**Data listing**
· · · · · · ·

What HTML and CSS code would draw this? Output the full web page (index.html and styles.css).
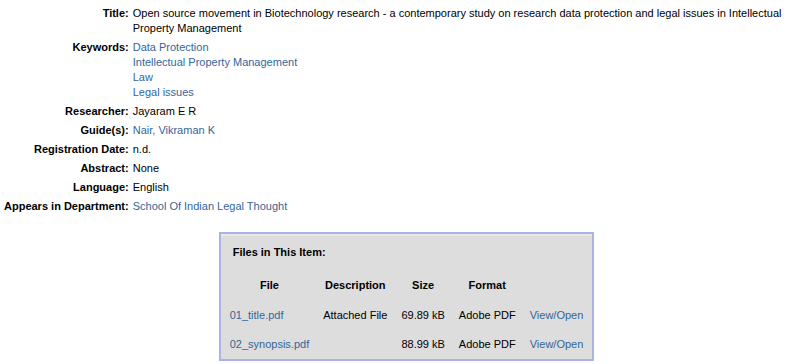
FILE: index.html
```html
<!DOCTYPE html>
<html lang="en">
<head>
    <meta charset="UTF-8">
    <title>Item Record</title>
    <link rel="stylesheet" href="styles.css">
</head>
<body>
    <table class="itemDisplayTable">
        <tr>
            <td class="metadataFieldLabel">Title:</td>
            <td class="metadataFieldValue">Open source movement in Biotechnology research - a contemporary study on research data protection and legal issues in Intellectual Property Management</td>
        </tr>
        <tr>
            <td class="metadataFieldLabel">Keywords:</td>
            <td class="metadataFieldValue">
                <a href="#">Data Protection</a><br>
                <a href="#">Intellectual Property Management</a><br>
                <a href="#">Law</a><br>
                <a href="#">Legal issues</a>
            </td>
        </tr>
        <tr>
            <td class="metadataFieldLabel">Researcher:</td>
            <td class="metadataFieldValue">Jayaram E R</td>
        </tr>
        <tr>
            <td class="metadataFieldLabel">Guide(s):</td>
            <td class="metadataFieldValue"><a href="#">Nair, Vikraman K</a></td>
        </tr>
        <tr>
            <td class="metadataFieldLabel">Registration Date:</td>
            <td class="metadataFieldValue">n.d.</td>
        </tr>
        <tr>
            <td class="metadataFieldLabel">Abstract:</td>
            <td class="metadataFieldValue">None</td>
        </tr>
        <tr>
            <td class="metadataFieldLabel">Language:</td>
            <td class="metadataFieldValue">English</td>
        </tr>
        <tr>
            <td class="metadataFieldLabel">Appears in Department:</td>
            <td class="metadataFieldValue"><a href="#">School Of Indian Legal Thought</a></td>
        </tr>
    </table>

    <table class="panel">
        <tr>
            <td>
                <p class="panelTitle"><strong>Files in This Item:</strong></p>
                <table class="filesTable">
                    <tr>
                        <th>File</th>
                        <th>Description</th>
                        <th>Size</th>
                        <th>Format</th>
                        <th></th>
                    </tr>
                    <tr>
                        <td><a href="#">01_title.pdf</a></td>
                        <td>Attached File</td>
                        <td>69.89 kB</td>
                        <td>Adobe PDF</td>
                        <td><a href="#">View/Open</a></td>
                    </tr>
                    <tr>
                        <td><a href="#">02_synopsis.pdf</a></td>
                        <td></td>
                        <td>88.99 kB</td>
                        <td>Adobe PDF</td>
                        <td><a href="#">View/Open</a></td>
                    </tr>
                </table>
            </td>
        </tr>
    </table>
</body>
</html>
```

FILE: styles.css
```css
body {
    font-family: "Liberation Sans", Arial, sans-serif;
    font-size: 11px;
    line-height: 15px;
    color: #000;
    margin: 0;
    padding: 4px 0 0 2px;
    background-color: #fff;
}
a {
    color: #336699;
    text-decoration: none;
}
.itemDisplayTable {
    border-collapse: collapse;
}
.itemDisplayTable td {
    padding: 2px;
    vertical-align: top;
}
.metadataFieldLabel {
    font-weight: bold;
    text-align: right;
    white-space: nowrap;
}
.panel {
    margin: 16px auto 0;
    background-color: #dddddd;
    border: 2px solid #aab4e2;
    border-spacing: 0;
    box-shadow: inset 0 2px 0 #e9e9e9;
}
.panel > tbody > tr > td {
    padding: 1px 1px 0;
}
.panelTitle {
    margin: 10px 0 10px 11px;
}
.filesTable {
    border-spacing: 2px;
    margin-bottom: -1px;
}
.filesTable th,
.filesTable td {
    padding: 6px;
    white-space: nowrap;
}
.filesTable th {
    font-weight: bold;
    text-align: center;
    padding-bottom: 7px;
}
.filesTable td {
    text-align: left;
}
```
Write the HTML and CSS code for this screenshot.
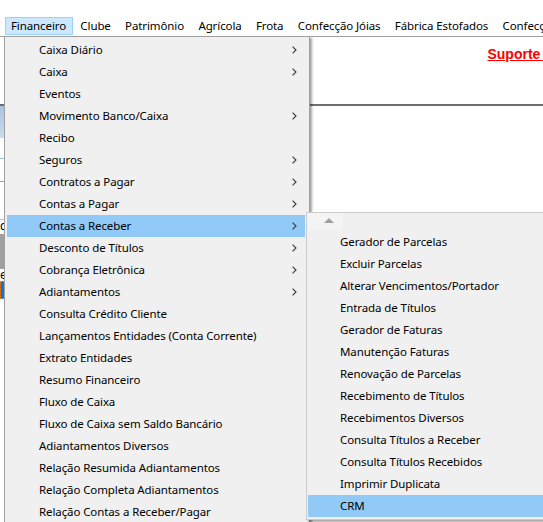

· · · · · · ·

**THE TASK**
How many lines in the entries contain the string "code"? Answer with the number only.

**OUTPUT FOR THIS TASK**
2